STATED PROBLEM: Quote the listing below in its entirety, omitting every image.

PROVIDED DATA:
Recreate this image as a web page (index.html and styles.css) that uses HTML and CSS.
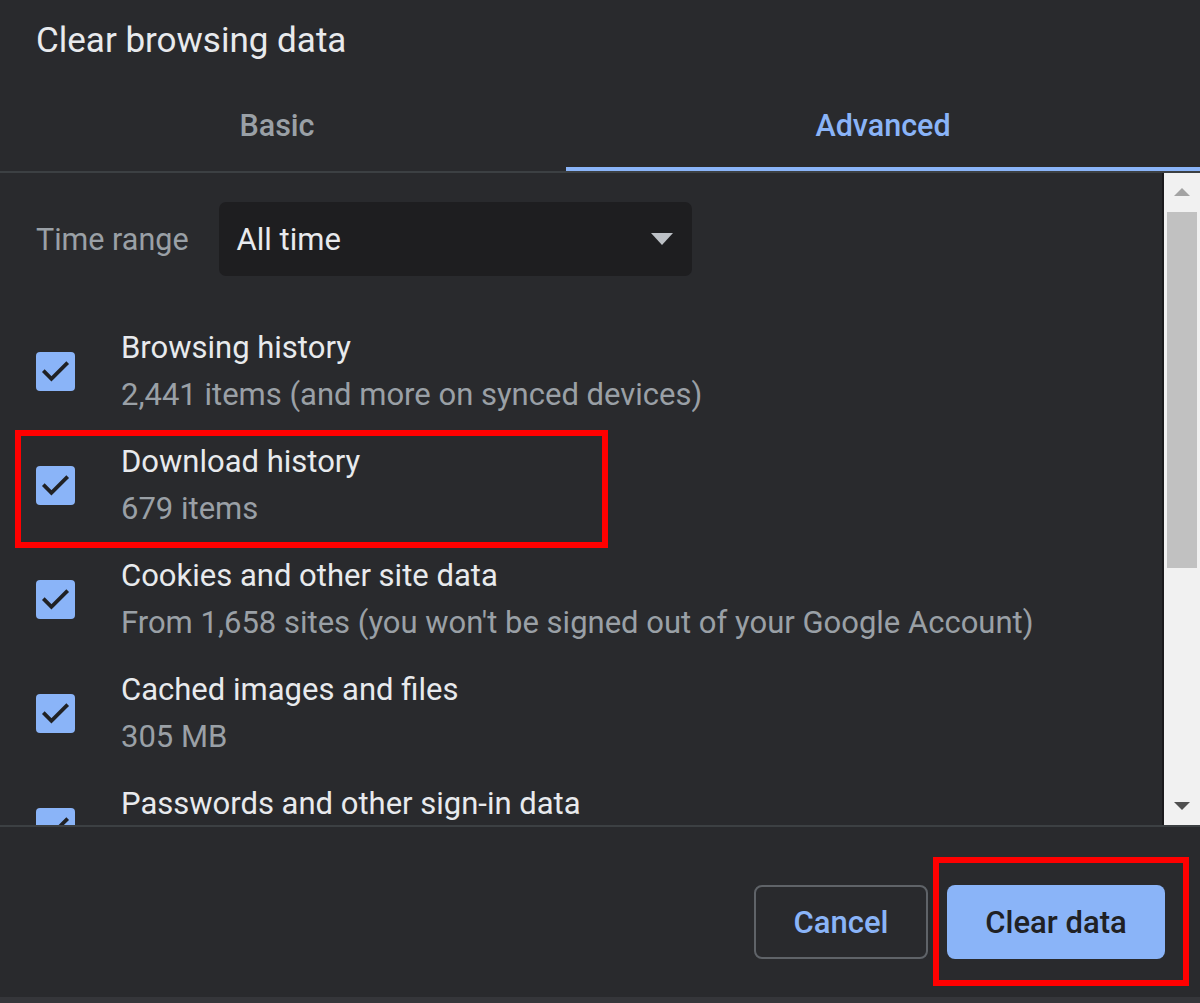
FILE: index.html
```html
<!DOCTYPE html>
<html lang="en">
<head>
    <meta charset="UTF-8">
    <title>Clear browsing data</title>
    <link rel="stylesheet" href="styles.css">
</head>
<body>

<div class="dialog">
    <h1 class="title">Clear browsing data</h1>

    <!-- Tabs -->
    <div class="tabs">
        <div class="tab tab-basic">Basic</div>
        <div class="tab active">Advanced</div>
    </div>

    <!-- Scrolling body -->
    <div class="body">
        <div class="content">
            <div class="range-row">
                <span class="range-label">Time range</span>
                <div class="select">
                    <span>All time</span>
                    <span class="caret"></span>
                </div>
            </div>

            <div class="option">
                <span class="checkbox"><svg viewBox="0 0 24 24"><path d="M4.5 11.5l5 5L19.5 6.5"/></svg></span>
                <div class="option-text">
                    <div class="option-title">Browsing history</div>
                    <div class="option-sub">2,441 items (and more on synced devices)</div>
                </div>
            </div>
            <div class="option">
                <span class="checkbox"><svg viewBox="0 0 24 24"><path d="M4.5 11.5l5 5L19.5 6.5"/></svg></span>
                <div class="option-text">
                    <div class="option-title">Download history</div>
                    <div class="option-sub">679 items</div>
                </div>
            </div>
            <div class="option">
                <span class="checkbox"><svg viewBox="0 0 24 24"><path d="M4.5 11.5l5 5L19.5 6.5"/></svg></span>
                <div class="option-text">
                    <div class="option-title">Cookies and other site data</div>
                    <div class="option-sub">From 1,658 sites (you won't be signed out of your Google Account)</div>
                </div>
            </div>
            <div class="option">
                <span class="checkbox"><svg viewBox="0 0 24 24"><path d="M4.5 11.5l5 5L19.5 6.5"/></svg></span>
                <div class="option-text">
                    <div class="option-title">Cached images and files</div>
                    <div class="option-sub">305 MB</div>
                </div>
            </div>
            <div class="option">
                <span class="checkbox"><svg viewBox="0 0 24 24"><path d="M4.5 11.5l5 5L19.5 6.5"/></svg></span>
                <div class="option-text">
                    <div class="option-title">Passwords and other sign-in data</div>
                </div>
            </div>
        </div>

        <div class="scrollbar">
            <div class="sb-btn"><span class="sb-up"></span></div>
            <div class="sb-track">
                <div class="sb-thumb"></div>
            </div>
            <div class="sb-btn"><span class="sb-down"></span></div>
        </div>
    </div>

    <!-- Footer -->
    <div class="footer">
        <button class="btn btn-cancel">Cancel</button>
        <button class="btn btn-primary">Clear data</button>
    </div>
    <div class="bottom-strip"></div>

    <!-- annotation boxes -->
    <div class="mark mark-download"></div>
    <div class="mark mark-clear"></div>
</div>

</body>
</html>
```

FILE: styles.css
```css
* {
    margin: 0;
    padding: 0;
    box-sizing: border-box;
}

body {
    font-family: Roboto, "Liberation Sans", sans-serif;
    background-color: #292a2d;
    color: #e8eaed;
    overflow: hidden;
}

.dialog {
    position: relative;
    width: 1200px;
    height: 1003px;
    display: flex;
    flex-direction: column;
    background: #292a2d;
}

.title {
    height: 85px;
    padding: 19px 0 0 36px;
    font-size: 35px;
    font-weight: 400;
    line-height: 44px;
    color: #e8eaed;
}

.tabs {
    display: flex;
    height: 88px;
    border-bottom: 2px solid #3c4043;
}

.tab {
    display: flex;
    align-items: center;
    justify-content: center;
    font-size: 30.5px;
    font-weight: 500;
    color: #9aa0a6;
    padding-bottom: 6px;
}

.tab-basic {
    width: 566px;
    padding-right: 12px;
}

.tab.active {
    flex: 1;
    color: #8ab4f8;
    border-bottom: 4px solid #8ab4f8;
    padding-bottom: 2px;
}

.body {
    display: flex;
    height: 654px;
    border-bottom: 2px solid #3c4043;
}

.content {
    flex: 1;
    overflow: hidden;
    padding: 29px 0 0 36px;
}

.range-row {
    display: flex;
    align-items: center;
    gap: 30px;
    margin-bottom: 48px;
}

.range-label {
    font-size: 30.5px;
    color: #9aa0a6;
}

.select {
    width: 473px;
    height: 74px;
    background: #1e1e20;
    border-radius: 7px;
    display: flex;
    align-items: center;
    justify-content: space-between;
    padding: 0 19px 0 18px;
    font-size: 31px;
    color: #e8eaed;
}

.caret {
    width: 0;
    height: 0;
    border-left: 11.5px solid transparent;
    border-right: 11.5px solid transparent;
    border-top: 12px solid #bdc1c6;
}

.option {
    display: flex;
    align-items: flex-start;
    margin-bottom: 20px;
}

.checkbox {
    width: 39px;
    height: 39px;
    flex-shrink: 0;
    margin-top: 28px;
    background: #8ab4f8;
    border-radius: 4px;
    margin-right: 46px;
    display: flex;
}

.checkbox svg {
    width: 39px;
    height: 39px;
    fill: none;
    stroke: #202124;
    stroke-width: 2.3;
}

.option-title {
    font-size: 31px;
    line-height: 47px;
    color: #e8eaed;
}

.option-sub {
    font-size: 31px;
    line-height: 47px;
    color: #9aa0a6;
}

.scrollbar {
    width: 38px;
    background: #f1f1f1;
    border-left: 2px solid #1a1a1c;
    display: flex;
    flex-direction: column;
}

.sb-btn {
    height: 38px;
    display: flex;
    align-items: center;
    justify-content: center;
}

.sb-up {
    width: 0;
    height: 0;
    border-left: 8px solid transparent;
    border-right: 8px solid transparent;
    border-bottom: 8px solid #a3a3a3;
}

.sb-down {
    width: 0;
    height: 0;
    border-left: 8px solid transparent;
    border-right: 8px solid transparent;
    border-top: 8px solid #505050;
}

.sb-track {
    flex: 1;
    padding: 1px 3px 0 3px;
}

.sb-thumb {
    height: 356px;
    background: #c1c1c1;
}

.footer {
    flex: 1;
    display: flex;
    justify-content: flex-end;
    align-items: flex-start;
    gap: 19px;
    padding: 58px 35px 0 0;
}

.btn {
    height: 74px;
    border-radius: 8px;
    font-family: Roboto, "Liberation Sans", sans-serif;
    font-size: 31px;
    font-weight: 500;
}

.btn-cancel {
    width: 174px;
    background: transparent;
    border: 2px solid #5f6368;
    color: #8ab4f8;
}

.btn-primary {
    width: 218px;
    background: #8ab4f8;
    border: none;
    color: #202124;
}

.bottom-strip {
    height: 6px;
    background: #35363a;
}

.mark {
    position: absolute;
    border: 6px solid #ff0000;
}

.mark-download {
    left: 15px;
    top: 430px;
    width: 593px;
    height: 118px;
}

.mark-clear {
    left: 933px;
    top: 857px;
    width: 256px;
    height: 129px;
}
```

OUTPUT BELOW:
Recreate this image as a web page (index.html and styles.css) that uses HTML and CSS.
FILE: index.html
```html
<!DOCTYPE html>
<html lang="en">
<head>
    <meta charset="UTF-8">
    <title>Clear browsing data</title>
    <link rel="stylesheet" href="styles.css">
</head>
<body>

<div class="dialog">
    <h1 class="title">Clear browsing data</h1>

    <!-- Tabs -->
    <div class="tabs">
        <div class="tab tab-basic">Basic</div>
        <div class="tab active">Advanced</div>
    </div>

    <!-- Scrolling body -->
    <div class="body">
        <div class="content">
            <div class="range-row">
                <span class="range-label">Time range</span>
                <div class="select">
                    <span>All time</span>
                    <span class="caret"></span>
                </div>
            </div>

            <div class="option">
                <span class="checkbox"><svg viewBox="0 0 24 24"><path d="M4.5 11.5l5 5L19.5 6.5"/></svg></span>
                <div class="option-text">
                    <div class="option-title">Browsing history</div>
                    <div class="option-sub">2,441 items (and more on synced devices)</div>
                </div>
            </div>
            <div class="option">
                <span class="checkbox"><svg viewBox="0 0 24 24"><path d="M4.5 11.5l5 5L19.5 6.5"/></svg></span>
                <div class="option-text">
                    <div class="option-title">Download history</div>
                    <div class="option-sub">679 items</div>
                </div>
            </div>
            <div class="option">
                <span class="checkbox"><svg viewBox="0 0 24 24"><path d="M4.5 11.5l5 5L19.5 6.5"/></svg></span>
                <div class="option-text">
                    <div class="option-title">Cookies and other site data</div>
                    <div class="option-sub">From 1,658 sites (you won't be signed out of your Google Account)</div>
                </div>
            </div>
            <div class="option">
                <span class="checkbox"><svg viewBox="0 0 24 24"><path d="M4.5 11.5l5 5L19.5 6.5"/></svg></span>
                <div class="option-text">
                    <div class="option-title">Cached images and files</div>
                    <div class="option-sub">305 MB</div>
                </div>
            </div>
            <div class="option">
                <span class="checkbox"><svg viewBox="0 0 24 24"><path d="M4.5 11.5l5 5L19.5 6.5"/></svg></span>
                <div class="option-text">
                    <div class="option-title">Passwords and other sign-in data</div>
                </div>
            </div>
        </div>

        <div class="scrollbar">
            <div class="sb-btn"><span class="sb-up"></span></div>
            <div class="sb-track">
                <div class="sb-thumb"></div>
            </div>
            <div class="sb-btn"><span class="sb-down"></span></div>
        </div>
    </div>

    <!-- Footer -->
    <div class="footer">
        <button class="btn btn-cancel">Cancel</button>
        <button class="btn btn-primary">Clear data</button>
    </div>
    <div class="bottom-strip"></div>

    <!-- annotation boxes -->
    <div class="mark mark-download"></div>
    <div class="mark mark-clear"></div>
</div>

</body>
</html>
```

FILE: styles.css
```css
* {
    margin: 0;
    padding: 0;
    box-sizing: border-box;
}

body {
    font-family: Roboto, "Liberation Sans", sans-serif;
    background-color: #292a2d;
    color: #e8eaed;
    overflow: hidden;
}

.dialog {
    position: relative;
    width: 1200px;
    height: 1003px;
    display: flex;
    flex-direction: column;
    background: #292a2d;
}

.title {
    height: 85px;
    padding: 19px 0 0 36px;
    font-size: 35px;
    font-weight: 400;
    line-height: 44px;
    color: #e8eaed;
}

.tabs {
    display: flex;
    height: 88px;
    border-bottom: 2px solid #3c4043;
}

.tab {
    display: flex;
    align-items: center;
    justify-content: center;
    font-size: 30.5px;
    font-weight: 500;
    color: #9aa0a6;
    padding-bottom: 6px;
}

.tab-basic {
    width: 566px;
    padding-right: 12px;
}

.tab.active {
    flex: 1;
    color: #8ab4f8;
    border-bottom: 4px solid #8ab4f8;
    padding-bottom: 2px;
}

.body {
    display: flex;
    height: 654px;
    border-bottom: 2px solid #3c4043;
}

.content {
    flex: 1;
    overflow: hidden;
    padding: 29px 0 0 36px;
}

.range-row {
    display: flex;
    align-items: center;
    gap: 30px;
    margin-bottom: 48px;
}

.range-label {
    font-size: 30.5px;
    color: #9aa0a6;
}

.select {
    width: 473px;
    height: 74px;
    background: #1e1e20;
    border-radius: 7px;
    display: flex;
    align-items: center;
    justify-content: space-between;
    padding: 0 19px 0 18px;
    font-size: 31px;
    color: #e8eaed;
}

.caret {
    width: 0;
    height: 0;
    border-left: 11.5px solid transparent;
    border-right: 11.5px solid transparent;
    border-top: 12px solid #bdc1c6;
}

.option {
    display: flex;
    align-items: flex-start;
    margin-bottom: 20px;
}

.checkbox {
    width: 39px;
    height: 39px;
    flex-shrink: 0;
    margin-top: 28px;
    background: #8ab4f8;
    border-radius: 4px;
    margin-right: 46px;
    display: flex;
}

.checkbox svg {
    width: 39px;
    height: 39px;
    fill: none;
    stroke: #202124;
    stroke-width: 2.3;
}

.option-title {
    font-size: 31px;
    line-height: 47px;
    color: #e8eaed;
}

.option-sub {
    font-size: 31px;
    line-height: 47px;
    color: #9aa0a6;
}

.scrollbar {
    width: 38px;
    background: #f1f1f1;
    border-left: 2px solid #1a1a1c;
    display: flex;
    flex-direction: column;
}

.sb-btn {
    height: 38px;
    display: flex;
    align-items: center;
    justify-content: center;
}

.sb-up {
    width: 0;
    height: 0;
    border-left: 8px solid transparent;
    border-right: 8px solid transparent;
    border-bottom: 8px solid #a3a3a3;
}

.sb-down {
    width: 0;
    height: 0;
    border-left: 8px solid transparent;
    border-right: 8px solid transparent;
    border-top: 8px solid #505050;
}

.sb-track {
    flex: 1;
    padding: 1px 3px 0 3px;
}

.sb-thumb {
    height: 356px;
    background: #c1c1c1;
}

.footer {
    flex: 1;
    display: flex;
    justify-content: flex-end;
    align-items: flex-start;
    gap: 19px;
    padding: 58px 35px 0 0;
}

.btn {
    height: 74px;
    border-radius: 8px;
    font-family: Roboto, "Liberation Sans", sans-serif;
    font-size: 31px;
    font-weight: 500;
}

.btn-cancel {
    width: 174px;
    background: transparent;
    border: 2px solid #5f6368;
    color: #8ab4f8;
}

.btn-primary {
    width: 218px;
    background: #8ab4f8;
    border: none;
    color: #202124;
}

.bottom-strip {
    height: 6px;
    background: #35363a;
}

.mark {
    position: absolute;
    border: 6px solid #ff0000;
}

.mark-download {
    left: 15px;
    top: 430px;
    width: 593px;
    height: 118px;
}

.mark-clear {
    left: 933px;
    top: 857px;
    width: 256px;
    height: 129px;
}
```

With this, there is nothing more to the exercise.